_Directions for this task:_
Report every line from the material that contains the word "React".

Entries with page source code:
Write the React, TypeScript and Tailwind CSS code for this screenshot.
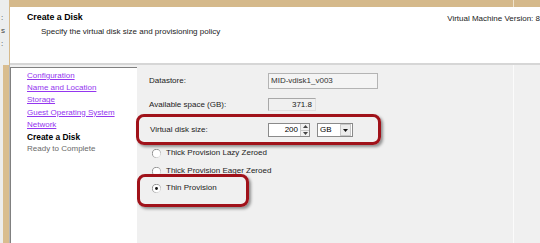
import React from "react";

function Radio({ checked }: { checked?: boolean }) {
  return (
    <svg width="9" height="9" viewBox="0 0 9 9" className="shrink-0">
      <defs>
        <linearGradient id={checked ? "rg1" : "rg0"} x1="0" y1="0" x2="1" y2="1">
          <stop offset="0" stopColor="#7a7a7a" />
          <stop offset="0.5" stopColor="#9a9a9a" />
          <stop offset="1" stopColor="#f4f4f4" />
        </linearGradient>
      </defs>
      <circle cx="4.5" cy="4.5" r="4.1" fill="white" stroke={`url(#${checked ? "rg1" : "rg0"})`} strokeWidth="0.9" />
      {checked && <circle cx="4.5" cy="4.5" r="1.4" fill="#111" />}
    </svg>
  );
}

export default function App() {
  const navLinks = ["Configuration", "Name and Location", "Storage", "Guest Operating System", "Network"];
  return (
    <div className="relative w-[540px] h-[243px] overflow-hidden flex font-['Liberation_Sans',Arial,sans-serif] text-[8px] leading-[12px] text-black bg-[#f0f0f0]">
      {/* left strip */}
      <div className="w-[10px] shrink-0 flex flex-col">
        <div className="h-[65px] flex">
          <div className="w-[9px] bg-[#eceeee] flex flex-col pt-[11px] pl-[1px] text-[#444] leading-[13px]">
            <span>:</span>
            <span>s</span>
            <span>:</span>
          </div>
          <div className="w-[1px] bg-[#d6ba8c]" />
        </div>
        <div className="flex-1 flex">
          <div className="w-[3px] bg-[#ededed]" />
          <div className="w-[6px] bg-[#d9bd8f]" />
          <div className="w-[1px] bg-[#b5b5b5]" />
        </div>
      </div>

      {/* main */}
      <div className="flex-1 flex flex-col">
        <div className="h-[7px] flex bg-[#d5b98b] shrink-0">
          <div className="w-[503px]" />
          <div className="w-[1px] bg-[#efe3cc]" />
        </div>
        <div className="h-[58px] shrink-0 bg-white border-b-2 border-[#d6d6d6] flex justify-between pt-[5px]">
          <div className="pl-[17px] flex flex-col">
            <div className="font-bold text-[8.8px] leading-[11px]">Create a Disk</div>
            <div className="pl-[14px] mt-[3px] leading-[11px] text-[#222]">Specify the virtual disk size and provisioning policy</div>
          </div>
          <div className="pt-[1px] leading-[11px] text-[#222] whitespace-nowrap">Virtual Machine Version: 8</div>
        </div>

        <div className="flex-1 flex">
          {/* nav */}
          <div className="w-[127px] shrink-0 mt-[2px] bg-white border-l border-t border-[#808080] pl-[16px] pt-[2px] flex flex-col">
            {navLinks.map((t) => (
              <span key={t} className="text-[#9436ef] underline leading-[12.2px]">{t}</span>
            ))}
            <span className="font-bold leading-[12.2px] text-[8.4px]">Create a Disk</span>
            <span className="text-[#6a6a6a] leading-[12.2px]">Ready to Complete</span>
          </div>

          {/* right panel */}
          <div className="flex-1 flex">
            <div className="w-[376px] shrink-0 pl-[12px] pt-[8px] flex flex-col">
              <div className="h-[16px] flex items-center">
                <span className="w-[119px] text-[#222]">Datastore:</span>
                <div className="w-[110px] h-[16px] border border-[#b4b4b4] bg-[#f4f4f4] flex items-center pl-[2px] text-[#333]">MID-vdisk1_v003</div>
              </div>
              <div className="h-[13px] mt-[9px] flex items-center">
                <span className="w-[119px] text-[#222]">Available space (GB):</span>
                <div className="w-[48px] h-[13px] border border-[#a8a8a8] border-b-[#e0e0e0] border-r-[#e0e0e0] bg-[#f0f0f0] flex items-center justify-end pr-[3px] text-[#222]">371.8</div>
              </div>
              <div className="h-[14px] mt-[12px] flex items-center">
                <span className="w-[119px] pl-[1px] text-[#222]">Virtual disk size:</span>
                <div className="w-[42px] h-[14px] border border-[#8a8a8a] bg-white flex">
                  <div className="flex-1 flex items-center justify-end pr-[2px]">200</div>
                  <div className="w-[9px] flex flex-col border-l border-[#c8c8c8] bg-[#f2f2f2]">
                    <div className="flex-1 flex items-center justify-center border-b border-[#c8c8c8]">
                      <svg width="5" height="3" viewBox="0 0 5 3"><path d="M0 3 L2.5 0 L5 3 Z" fill="#444" /></svg>
                    </div>
                    <div className="flex-1 flex items-center justify-center">
                      <svg width="5" height="3" viewBox="0 0 5 3"><path d="M0 0 L2.5 3 L5 0 Z" fill="#444" /></svg>
                    </div>
                  </div>
                </div>
                <div className="w-[36px] h-[14px] ml-[7px] border border-[#8a8a8a] bg-white flex items-center">
                  <span className="flex-1 pl-[2px]">GB</span>
                  <div className="w-[11px] h-[12px] mr-[1px] bg-[#ececec] border border-[#c8c8c8] flex items-center justify-center">
                    <svg width="5" height="3" viewBox="0 0 5 3"><path d="M0 0 L2.5 3 L5 0 Z" fill="#111" /></svg>
                  </div>
                </div>
              </div>
              <div className="h-[12px] mt-[10px] flex items-center pl-[3px] gap-[5px] text-[#222]">
                <Radio />
                <span>Thick Provision Lazy Zeroed</span>
              </div>
              <div className="h-[12px] mt-[6px] flex items-center pl-[3px] gap-[5px] text-[#222]">
                <Radio />
                <span>Thick Provision Eager Zeroed</span>
              </div>
              <div className="h-[12px] mt-[5px] flex items-center pl-[3px] gap-[5px] text-[#222]">
                <Radio checked />
                <span>Thin Provision</span>
              </div>
            </div>
            <div className="w-[1px] bg-[#fbfbfb]" />
            <div className="flex-1" />
          </div>
        </div>
      </div>

      {/* annotation highlights */}
      <div className="absolute left-[136px] top-[114px] w-[245px] h-[31px] rounded-[8px] border-[3px] border-[#a0121a] shadow-[2px_2px_3px_rgba(0,0,0,0.4)]" />
      <div className="absolute left-[137px] top-[174px] w-[112px] h-[33px] rounded-[8px] border-[3px] border-[#a0121a] shadow-[2px_2px_3px_rgba(0,0,0,0.4)]" />
    </div>
  );
}
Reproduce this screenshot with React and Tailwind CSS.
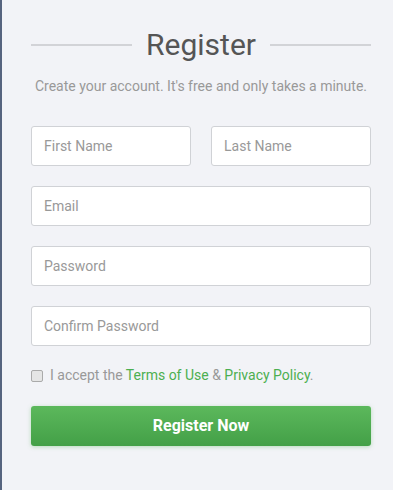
import React from "react";

const font = { fontFamily: "Roboto, 'Liberation Sans', sans-serif" };

function Field({ placeholder, type = "text", className = "" }) {
  return (
    <input
      type={type}
      placeholder={placeholder}
      className={`h-10 w-full rounded-[3px] border border-[#d0d2d6] bg-white px-3 text-[14px] text-[#555] placeholder:text-[#999] outline-none ${className}`}
    />
  );
}

export default function App() {
  return (
    <div
      className="min-h-[490px] w-[393px] border-l-2 border-[#56647f] bg-[#f2f3f7] pl-[29px]"
      style={font}
    >
      <div className="w-[340px] pt-[27px]">
        <div className="flex items-center gap-[14px]">
          <div className="h-[2px] flex-1 bg-[#d2d3d7]" />
          <h2 className="text-[30px] leading-9 text-[#555]">Register</h2>
          <div className="h-[2px] flex-1 bg-[#d2d3d7]" />
        </div>
        <p className="mt-[13px] text-center text-[14px] text-[#999]">
          Create your account. It's free and only takes a minute.
        </p>

        <form className="mt-[29px] flex flex-col gap-5">
          <div className="flex gap-5">
            <Field placeholder="First Name" />
            <Field placeholder="Last Name" />
          </div>
          <Field placeholder="Email" type="email" />
          <Field placeholder="Password" type="password" />
          <Field placeholder="Confirm Password" type="password" />

          <label className="-mt-[1px] flex items-center gap-[7px] text-[14px] text-[#999]">
            <span className="h-3 w-3 rounded-[2px] border border-[#aaa] bg-[#e5e5e5]" />
            <span>
              I accept the <a className="text-[#4caf50]">Terms of Use</a> &amp;{" "}
              <a className="text-[#4caf50]">Privacy Policy</a>.
            </span>
          </label>

          <button
            type="button"
            className="h-10 w-full rounded-[3px] bg-gradient-to-b from-[#5cb85c] to-[#43a047] text-[16px] font-bold text-white shadow-[0_1px_4px_rgba(76,175,80,0.35)]"
          >
            Register Now
          </button>
        </form>
      </div>
    </div>
  );
}
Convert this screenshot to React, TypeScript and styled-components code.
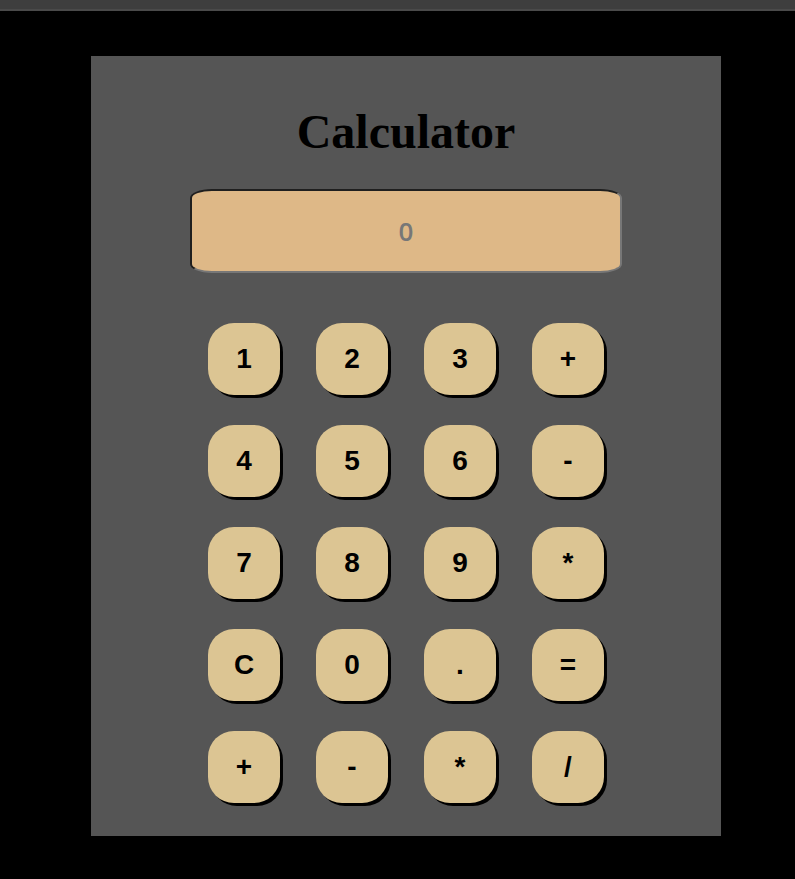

_Full solution:_
Write the React, TypeScript and Tailwind CSS code for this screenshot.
import React from "react";
Reproduce this screenshot with React and Tailwind CSS.
import React from "react";
Convert this screenshot to React, TypeScript and styled-components code.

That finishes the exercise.